SHORT TASK ▸ Leave out the pictures and restate the rest of the data exactly.

───── GIVEN MATERIAL

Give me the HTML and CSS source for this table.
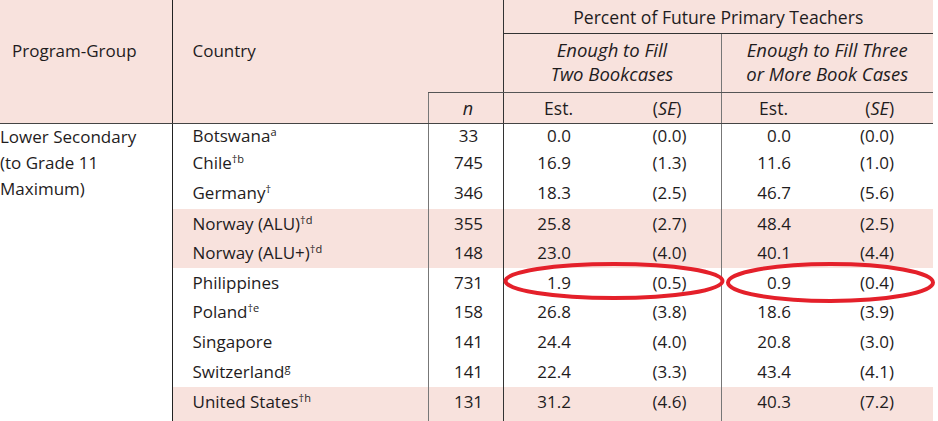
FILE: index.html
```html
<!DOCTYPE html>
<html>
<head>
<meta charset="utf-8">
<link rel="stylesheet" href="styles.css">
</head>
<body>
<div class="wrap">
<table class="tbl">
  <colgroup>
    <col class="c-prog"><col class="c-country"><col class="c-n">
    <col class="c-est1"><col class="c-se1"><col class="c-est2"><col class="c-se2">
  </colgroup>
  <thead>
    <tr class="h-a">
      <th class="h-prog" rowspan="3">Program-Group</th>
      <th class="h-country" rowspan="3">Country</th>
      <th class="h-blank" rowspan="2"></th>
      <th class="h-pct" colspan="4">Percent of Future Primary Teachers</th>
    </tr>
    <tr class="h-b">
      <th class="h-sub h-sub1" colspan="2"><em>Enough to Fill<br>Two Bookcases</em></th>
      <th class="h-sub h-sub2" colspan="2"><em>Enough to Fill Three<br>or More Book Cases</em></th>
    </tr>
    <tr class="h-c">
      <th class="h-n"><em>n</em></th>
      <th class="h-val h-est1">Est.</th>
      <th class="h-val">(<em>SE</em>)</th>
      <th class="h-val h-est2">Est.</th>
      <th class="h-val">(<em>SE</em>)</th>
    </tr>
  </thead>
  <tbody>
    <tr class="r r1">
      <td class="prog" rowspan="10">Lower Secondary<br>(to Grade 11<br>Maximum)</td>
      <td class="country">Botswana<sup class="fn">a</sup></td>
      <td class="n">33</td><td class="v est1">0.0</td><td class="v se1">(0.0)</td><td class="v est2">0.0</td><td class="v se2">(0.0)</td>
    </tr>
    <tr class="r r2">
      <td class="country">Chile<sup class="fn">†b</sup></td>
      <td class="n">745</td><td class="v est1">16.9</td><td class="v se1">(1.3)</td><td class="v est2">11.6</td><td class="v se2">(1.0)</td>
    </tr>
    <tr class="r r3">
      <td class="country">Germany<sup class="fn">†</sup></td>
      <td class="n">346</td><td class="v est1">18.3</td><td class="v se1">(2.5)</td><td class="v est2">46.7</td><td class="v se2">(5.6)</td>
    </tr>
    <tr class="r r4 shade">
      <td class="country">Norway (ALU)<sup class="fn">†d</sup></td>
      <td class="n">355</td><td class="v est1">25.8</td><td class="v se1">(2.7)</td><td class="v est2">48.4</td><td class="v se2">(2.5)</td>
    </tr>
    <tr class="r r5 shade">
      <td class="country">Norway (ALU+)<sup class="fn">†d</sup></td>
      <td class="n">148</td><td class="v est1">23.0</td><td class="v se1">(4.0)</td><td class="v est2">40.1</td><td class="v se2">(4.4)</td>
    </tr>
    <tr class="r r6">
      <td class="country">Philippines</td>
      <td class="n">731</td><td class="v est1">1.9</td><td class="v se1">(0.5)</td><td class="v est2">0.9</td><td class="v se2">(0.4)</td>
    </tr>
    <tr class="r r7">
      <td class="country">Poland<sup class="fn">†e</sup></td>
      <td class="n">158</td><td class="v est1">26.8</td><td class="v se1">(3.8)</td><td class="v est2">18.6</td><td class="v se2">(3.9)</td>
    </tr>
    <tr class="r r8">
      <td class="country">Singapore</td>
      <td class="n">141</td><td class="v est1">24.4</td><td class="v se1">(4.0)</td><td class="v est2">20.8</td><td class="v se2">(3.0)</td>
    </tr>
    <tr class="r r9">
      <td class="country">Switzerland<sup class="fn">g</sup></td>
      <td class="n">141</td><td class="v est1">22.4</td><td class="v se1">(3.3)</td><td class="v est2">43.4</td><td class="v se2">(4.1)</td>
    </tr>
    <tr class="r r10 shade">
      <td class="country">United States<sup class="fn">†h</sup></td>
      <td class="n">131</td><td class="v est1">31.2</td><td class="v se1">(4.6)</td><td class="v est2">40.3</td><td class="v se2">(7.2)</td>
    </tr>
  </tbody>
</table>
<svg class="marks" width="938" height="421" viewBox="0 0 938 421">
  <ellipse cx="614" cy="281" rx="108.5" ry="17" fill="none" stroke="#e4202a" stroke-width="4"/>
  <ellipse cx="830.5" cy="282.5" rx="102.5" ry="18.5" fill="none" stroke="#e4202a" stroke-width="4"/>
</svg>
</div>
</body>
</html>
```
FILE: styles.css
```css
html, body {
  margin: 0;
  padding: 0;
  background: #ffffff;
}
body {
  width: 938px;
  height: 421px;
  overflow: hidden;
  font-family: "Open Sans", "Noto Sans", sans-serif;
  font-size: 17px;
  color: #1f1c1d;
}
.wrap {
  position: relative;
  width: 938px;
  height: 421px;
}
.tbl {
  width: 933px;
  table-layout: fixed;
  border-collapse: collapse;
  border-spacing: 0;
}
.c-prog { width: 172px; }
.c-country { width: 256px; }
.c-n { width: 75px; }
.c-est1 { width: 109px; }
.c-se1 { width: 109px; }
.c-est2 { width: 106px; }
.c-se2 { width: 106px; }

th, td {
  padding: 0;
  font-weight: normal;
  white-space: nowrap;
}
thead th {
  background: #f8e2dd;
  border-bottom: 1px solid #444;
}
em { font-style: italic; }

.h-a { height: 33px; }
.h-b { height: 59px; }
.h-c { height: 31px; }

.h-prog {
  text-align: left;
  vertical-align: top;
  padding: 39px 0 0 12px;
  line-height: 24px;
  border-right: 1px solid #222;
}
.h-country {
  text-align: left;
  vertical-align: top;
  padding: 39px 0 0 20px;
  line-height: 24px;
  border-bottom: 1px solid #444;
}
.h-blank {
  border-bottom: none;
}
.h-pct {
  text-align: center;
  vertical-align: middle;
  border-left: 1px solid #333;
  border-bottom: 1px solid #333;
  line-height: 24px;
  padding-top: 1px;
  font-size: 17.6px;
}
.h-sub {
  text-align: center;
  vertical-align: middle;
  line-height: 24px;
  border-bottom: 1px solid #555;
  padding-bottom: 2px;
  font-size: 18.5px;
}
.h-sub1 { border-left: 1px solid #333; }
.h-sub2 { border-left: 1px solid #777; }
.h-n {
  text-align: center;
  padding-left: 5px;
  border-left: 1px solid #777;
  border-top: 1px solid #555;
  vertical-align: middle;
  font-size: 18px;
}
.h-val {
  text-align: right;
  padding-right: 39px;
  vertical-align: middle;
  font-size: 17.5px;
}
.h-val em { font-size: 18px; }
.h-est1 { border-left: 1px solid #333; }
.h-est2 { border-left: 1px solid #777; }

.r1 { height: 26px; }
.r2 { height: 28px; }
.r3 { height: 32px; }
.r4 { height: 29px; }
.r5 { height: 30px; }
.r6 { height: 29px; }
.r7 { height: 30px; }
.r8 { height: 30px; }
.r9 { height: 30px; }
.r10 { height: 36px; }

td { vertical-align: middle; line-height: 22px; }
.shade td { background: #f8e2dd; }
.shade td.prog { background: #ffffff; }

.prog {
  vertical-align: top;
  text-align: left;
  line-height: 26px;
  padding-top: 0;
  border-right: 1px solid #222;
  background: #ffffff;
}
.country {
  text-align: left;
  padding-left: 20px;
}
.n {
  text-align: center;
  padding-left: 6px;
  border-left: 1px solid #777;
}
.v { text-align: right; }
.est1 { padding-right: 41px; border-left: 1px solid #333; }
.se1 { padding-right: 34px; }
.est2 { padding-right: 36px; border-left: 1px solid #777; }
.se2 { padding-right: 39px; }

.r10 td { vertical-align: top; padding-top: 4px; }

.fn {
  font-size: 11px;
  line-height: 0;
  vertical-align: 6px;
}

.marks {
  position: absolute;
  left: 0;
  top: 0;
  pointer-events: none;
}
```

──────────

WORKED ANSWER ▸
Give me the HTML and CSS source for this table.
FILE: index.html
```html
<!DOCTYPE html>
<html>
<head>
<meta charset="utf-8">
<link rel="stylesheet" href="styles.css">
</head>
<body>
<div class="wrap">
<table class="tbl">
  <colgroup>
    <col class="c-prog"><col class="c-country"><col class="c-n">
    <col class="c-est1"><col class="c-se1"><col class="c-est2"><col class="c-se2">
  </colgroup>
  <thead>
    <tr class="h-a">
      <th class="h-prog" rowspan="3">Program-Group</th>
      <th class="h-country" rowspan="3">Country</th>
      <th class="h-blank" rowspan="2"></th>
      <th class="h-pct" colspan="4">Percent of Future Primary Teachers</th>
    </tr>
    <tr class="h-b">
      <th class="h-sub h-sub1" colspan="2"><em>Enough to Fill<br>Two Bookcases</em></th>
      <th class="h-sub h-sub2" colspan="2"><em>Enough to Fill Three<br>or More Book Cases</em></th>
    </tr>
    <tr class="h-c">
      <th class="h-n"><em>n</em></th>
      <th class="h-val h-est1">Est.</th>
      <th class="h-val">(<em>SE</em>)</th>
      <th class="h-val h-est2">Est.</th>
      <th class="h-val">(<em>SE</em>)</th>
    </tr>
  </thead>
  <tbody>
    <tr class="r r1">
      <td class="prog" rowspan="10">Lower Secondary<br>(to Grade 11<br>Maximum)</td>
      <td class="country">Botswana<sup class="fn">a</sup></td>
      <td class="n">33</td><td class="v est1">0.0</td><td class="v se1">(0.0)</td><td class="v est2">0.0</td><td class="v se2">(0.0)</td>
    </tr>
    <tr class="r r2">
      <td class="country">Chile<sup class="fn">†b</sup></td>
      <td class="n">745</td><td class="v est1">16.9</td><td class="v se1">(1.3)</td><td class="v est2">11.6</td><td class="v se2">(1.0)</td>
    </tr>
    <tr class="r r3">
      <td class="country">Germany<sup class="fn">†</sup></td>
      <td class="n">346</td><td class="v est1">18.3</td><td class="v se1">(2.5)</td><td class="v est2">46.7</td><td class="v se2">(5.6)</td>
    </tr>
    <tr class="r r4 shade">
      <td class="country">Norway (ALU)<sup class="fn">†d</sup></td>
      <td class="n">355</td><td class="v est1">25.8</td><td class="v se1">(2.7)</td><td class="v est2">48.4</td><td class="v se2">(2.5)</td>
    </tr>
    <tr class="r r5 shade">
      <td class="country">Norway (ALU+)<sup class="fn">†d</sup></td>
      <td class="n">148</td><td class="v est1">23.0</td><td class="v se1">(4.0)</td><td class="v est2">40.1</td><td class="v se2">(4.4)</td>
    </tr>
    <tr class="r r6">
      <td class="country">Philippines</td>
      <td class="n">731</td><td class="v est1">1.9</td><td class="v se1">(0.5)</td><td class="v est2">0.9</td><td class="v se2">(0.4)</td>
    </tr>
    <tr class="r r7">
      <td class="country">Poland<sup class="fn">†e</sup></td>
      <td class="n">158</td><td class="v est1">26.8</td><td class="v se1">(3.8)</td><td class="v est2">18.6</td><td class="v se2">(3.9)</td>
    </tr>
    <tr class="r r8">
      <td class="country">Singapore</td>
      <td class="n">141</td><td class="v est1">24.4</td><td class="v se1">(4.0)</td><td class="v est2">20.8</td><td class="v se2">(3.0)</td>
    </tr>
    <tr class="r r9">
      <td class="country">Switzerland<sup class="fn">g</sup></td>
      <td class="n">141</td><td class="v est1">22.4</td><td class="v se1">(3.3)</td><td class="v est2">43.4</td><td class="v se2">(4.1)</td>
    </tr>
    <tr class="r r10 shade">
      <td class="country">United States<sup class="fn">†h</sup></td>
      <td class="n">131</td><td class="v est1">31.2</td><td class="v se1">(4.6)</td><td class="v est2">40.3</td><td class="v se2">(7.2)</td>
    </tr>
  </tbody>
</table>
<svg class="marks" width="938" height="421" viewBox="0 0 938 421">
  <ellipse cx="614" cy="281" rx="108.5" ry="17" fill="none" stroke="#e4202a" stroke-width="4"/>
  <ellipse cx="830.5" cy="282.5" rx="102.5" ry="18.5" fill="none" stroke="#e4202a" stroke-width="4"/>
</svg>
</div>
</body>
</html>
```
FILE: styles.css
```css
html, body {
  margin: 0;
  padding: 0;
  background: #ffffff;
}
body {
  width: 938px;
  height: 421px;
  overflow: hidden;
  font-family: "Open Sans", "Noto Sans", sans-serif;
  font-size: 17px;
  color: #1f1c1d;
}
.wrap {
  position: relative;
  width: 938px;
  height: 421px;
}
.tbl {
  width: 933px;
  table-layout: fixed;
  border-collapse: collapse;
  border-spacing: 0;
}
.c-prog { width: 172px; }
.c-country { width: 256px; }
.c-n { width: 75px; }
.c-est1 { width: 109px; }
.c-se1 { width: 109px; }
.c-est2 { width: 106px; }
.c-se2 { width: 106px; }

th, td {
  padding: 0;
  font-weight: normal;
  white-space: nowrap;
}
thead th {
  background: #f8e2dd;
  border-bottom: 1px solid #444;
}
em { font-style: italic; }

.h-a { height: 33px; }
.h-b { height: 59px; }
.h-c { height: 31px; }

.h-prog {
  text-align: left;
  vertical-align: top;
  padding: 39px 0 0 12px;
  line-height: 24px;
  border-right: 1px solid #222;
}
.h-country {
  text-align: left;
  vertical-align: top;
  padding: 39px 0 0 20px;
  line-height: 24px;
  border-bottom: 1px solid #444;
}
.h-blank {
  border-bottom: none;
}
.h-pct {
  text-align: center;
  vertical-align: middle;
  border-left: 1px solid #333;
  border-bottom: 1px solid #333;
  line-height: 24px;
  padding-top: 1px;
  font-size: 17.6px;
}
.h-sub {
  text-align: center;
  vertical-align: middle;
  line-height: 24px;
  border-bottom: 1px solid #555;
  padding-bottom: 2px;
  font-size: 18.5px;
}
.h-sub1 { border-left: 1px solid #333; }
.h-sub2 { border-left: 1px solid #777; }
.h-n {
  text-align: center;
  padding-left: 5px;
  border-left: 1px solid #777;
  border-top: 1px solid #555;
  vertical-align: middle;
  font-size: 18px;
}
.h-val {
  text-align: right;
  padding-right: 39px;
  vertical-align: middle;
  font-size: 17.5px;
}
.h-val em { font-size: 18px; }
.h-est1 { border-left: 1px solid #333; }
.h-est2 { border-left: 1px solid #777; }

.r1 { height: 26px; }
.r2 { height: 28px; }
.r3 { height: 32px; }
.r4 { height: 29px; }
.r5 { height: 30px; }
.r6 { height: 29px; }
.r7 { height: 30px; }
.r8 { height: 30px; }
.r9 { height: 30px; }
.r10 { height: 36px; }

td { vertical-align: middle; line-height: 22px; }
.shade td { background: #f8e2dd; }
.shade td.prog { background: #ffffff; }

.prog {
  vertical-align: top;
  text-align: left;
  line-height: 26px;
  padding-top: 0;
  border-right: 1px solid #222;
  background: #ffffff;
}
.country {
  text-align: left;
  padding-left: 20px;
}
.n {
  text-align: center;
  padding-left: 6px;
  border-left: 1px solid #777;
}
.v { text-align: right; }
.est1 { padding-right: 41px; border-left: 1px solid #333; }
.se1 { padding-right: 34px; }
.est2 { padding-right: 36px; border-left: 1px solid #777; }
.se2 { padding-right: 39px; }

.r10 td { vertical-align: top; padding-top: 4px; }

.fn {
  font-size: 11px;
  line-height: 0;
  vertical-align: 6px;
}

.marks {
  position: absolute;
  left: 0;
  top: 0;
  pointer-events: none;
}
```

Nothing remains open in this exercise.